У дома были такие тонкие и звукопроницаемые стены что было крайне важно иметь кротких и снисходительных соседей. В этом Гогену повезло. Больше того, кое-кто из них, и особенно жившая под ним молодая чета Вильям и Ида Молар, сразу прониклись к нему симпатией. Они позаботились о том, чтобы Гоген не скучал, и познакомили его со своими веселыми друзьями. Вильям. Молар очень увлекался музыкой, все свободное время сочинял великолепные симфонии, минус которых заключался в том, что их невозможно было исполнять. Искусство не кормило Молара (как и его соседа наверху), поэтому он (в отличие от соседа) поневоле оставался верен своей бюрократической карьере. А она не была ни блестящей, ни особенно доходной, ибо после многих лет службы он все еще оставался лишь мелким чиновником министерства земледелия. Сын норвежки, он свободно говорил на языке своей матери. Его жена Ида, урожденная Эриксон, была скульптором, шведкой по национальности, как это видно по фамилии. В молодости она училась в Академии художеств в Стокгольме, так что бюсты и статуэтки, которые она делала, были все в высшей степени академичными и шаблонными. Зато биография ее была далеко не шаблонной. Близкая к их семье Герда Чельберг, которая, учась в Париже, часто бывала в доме 6 по улице Версенжеторикс, рассказывает в своих мемуарах: «Иде была присуждена… государственная стипендия, но получить эту стипендию ей помешали не совсем обычные обстоятельства. Семнадцатого февраля 1881 года У нее родился внебрачный ребенок от солиста оперы Фрица Арльберга. Дитя получило имя Юдифь, и гордая и счастливая мать завернула свое сокровище в платок и пошла к тогдашнему директору академии, графу Георгу фон Русену, чтобы поблагодарить за стипендию и дать ему полюбоваться малюткой. После чего, представьте себе, возмущенная ее безнравственностью академия отменила стипендию. «Если бы она хоть не показывала мне ребенка!» — жаловался потом граф Русен моему знакомому. Тогда госпожа Боньер дала Иде денег в размере стипендии… На эти средства Ида Эриксон и отправилась в Париж, где вышла замуж и осталась на всю жизнь»[121].

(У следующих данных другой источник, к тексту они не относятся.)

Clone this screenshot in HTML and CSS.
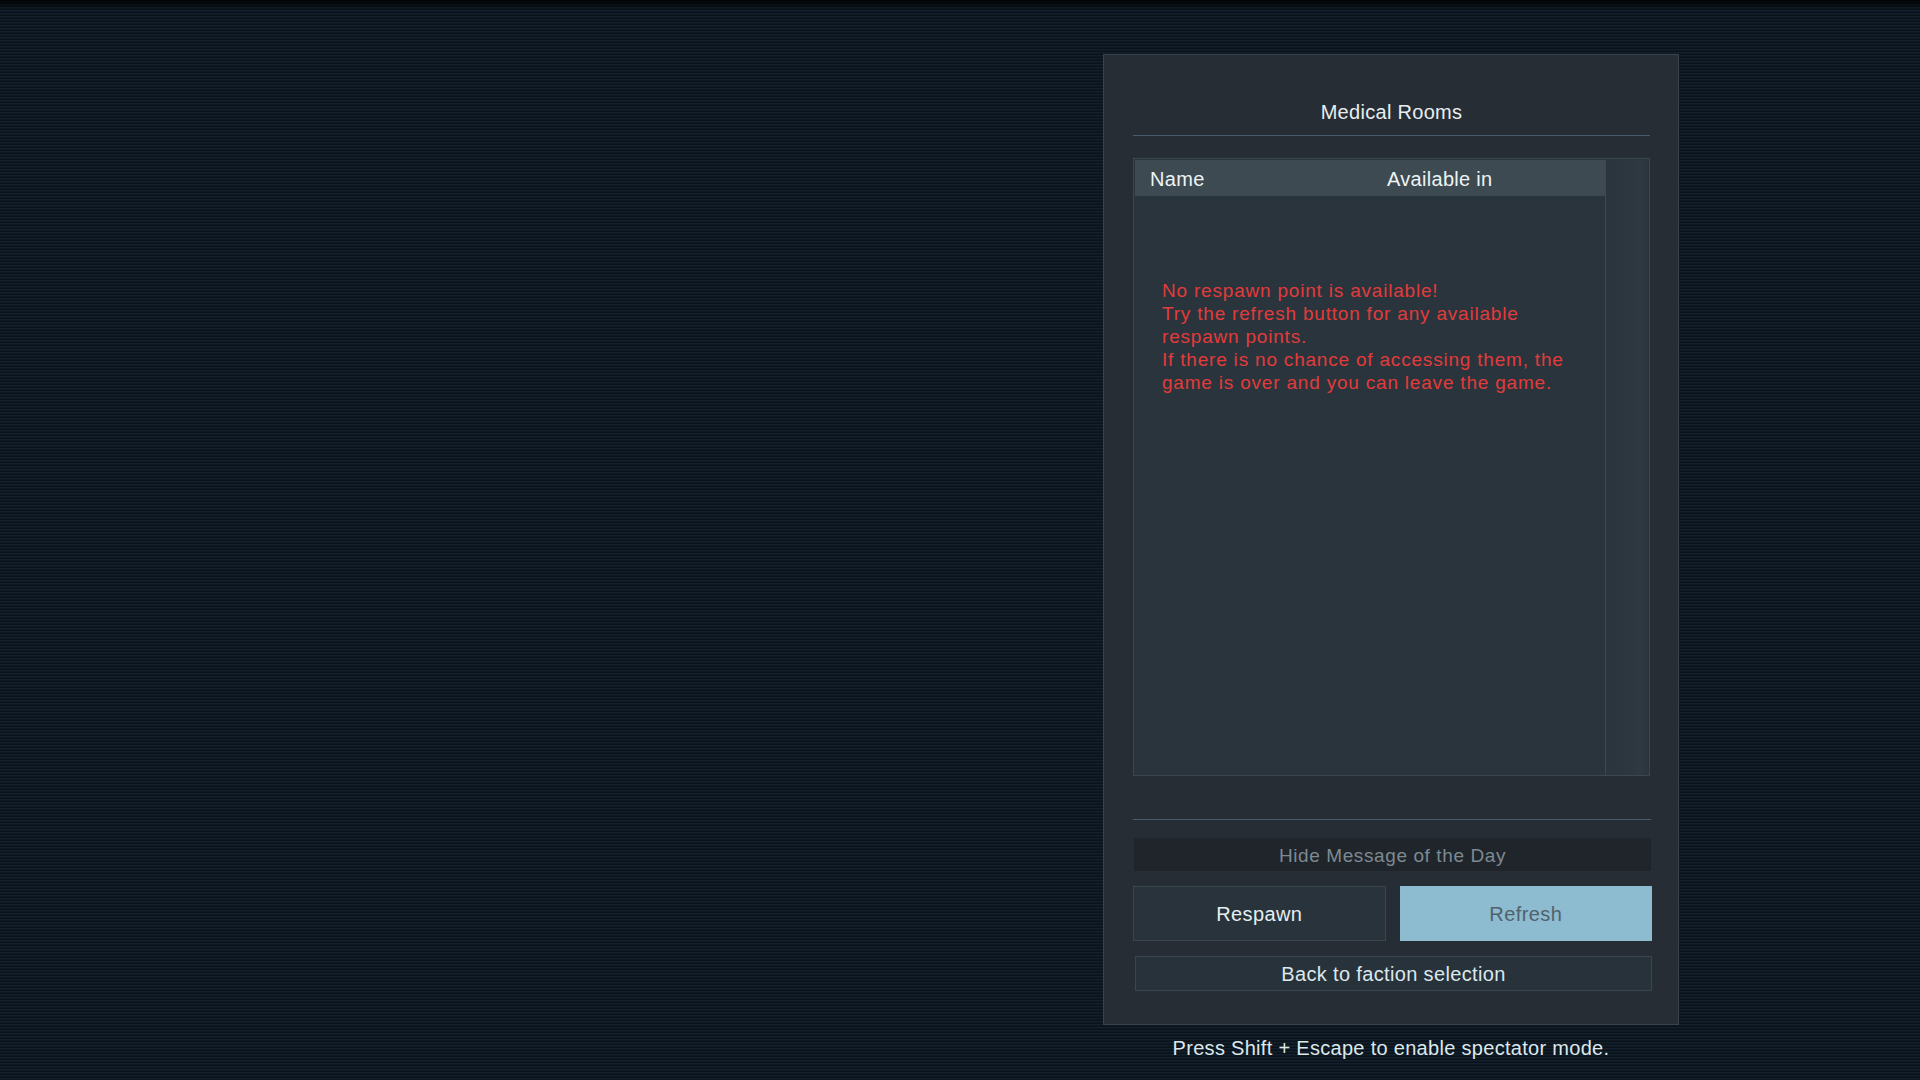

Доктор Чельберг пишет об Иде Молар, что это была «маленькая, очень кокетливая дама, кудрявая блондинка, одетая в кружева и рюши». А вот типичная для характера Иды зарисовка ее повседневной жизни на улице Версенжеторикс: «Молары сняли квартиру, когда дом еще строился, и с разрешения владельца у них не поставили внутренних стен, хотя планировка предусматривала три комнаты и кухню плюс поднятые над полом два небольших алькова для кроватей. В итоге Ида могла, стряпая на плите, одновременно беседовать с гостями, которые шли в этот гостеприимный дом целый день, но больше всего в вечера, отведенные для приемов». Особенно тепло и заботливо Ида Эриксон-Молар относилась к беспризорным детям, потерявшимся собакам и художникам-неудачникам. Другими словами, Гоген вполне мог рассчитывать на ее помощь и материнскую заботу.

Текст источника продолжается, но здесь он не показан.